For the moment everything is as it should be.

NP: Shot at the Night- The Killers

Sunday, October 6, 2013

College Life

So this past weekend I got to play competitive baseball for the first time in 18 months. It felt so good to lace up my cleats, put on my jersey, and play for something. I guess that's what you don't get in intramurals. You play and it's competitive, but you aren't playing for something greater than yourself. Sure you have a team but there's no real legacy to be left. 

(Not that I'm claiming a club baseball legacy is much of a legacy.)

But still, there's the possibility. 

Aside from PCB I'm also now in PSP. (That's Phi Sigma Pi)

It's not a real frat in the sense of having to drink myself into oblivion to get in. This fraternity required I had above a 3.0. So far it's been a great way to meet new people.

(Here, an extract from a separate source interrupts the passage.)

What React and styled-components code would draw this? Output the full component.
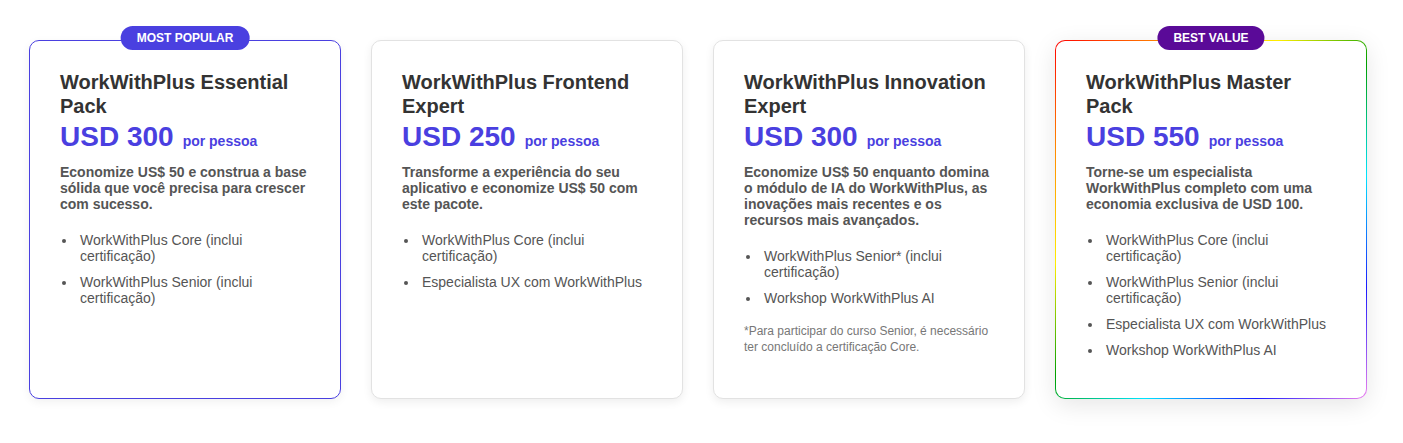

I guess I'm really settling into this college life. I'm getting involved and I'm worrying about things less and less. 

And yet I still feel this void. I can't quite place where the void is, but late at night I feel it. When it's just me and my thoughts I think about it. Am I ambitious and want more or am I simply discontent? Do I have any reason to be discontent? 

The one thing about me thinking more is it gives me some stuff to write about. Some poems and such have come out of it and I'll share those with you later. 

For now I'm going to put on some music and drift off. This void I'm feeling can't bother me in my sleep.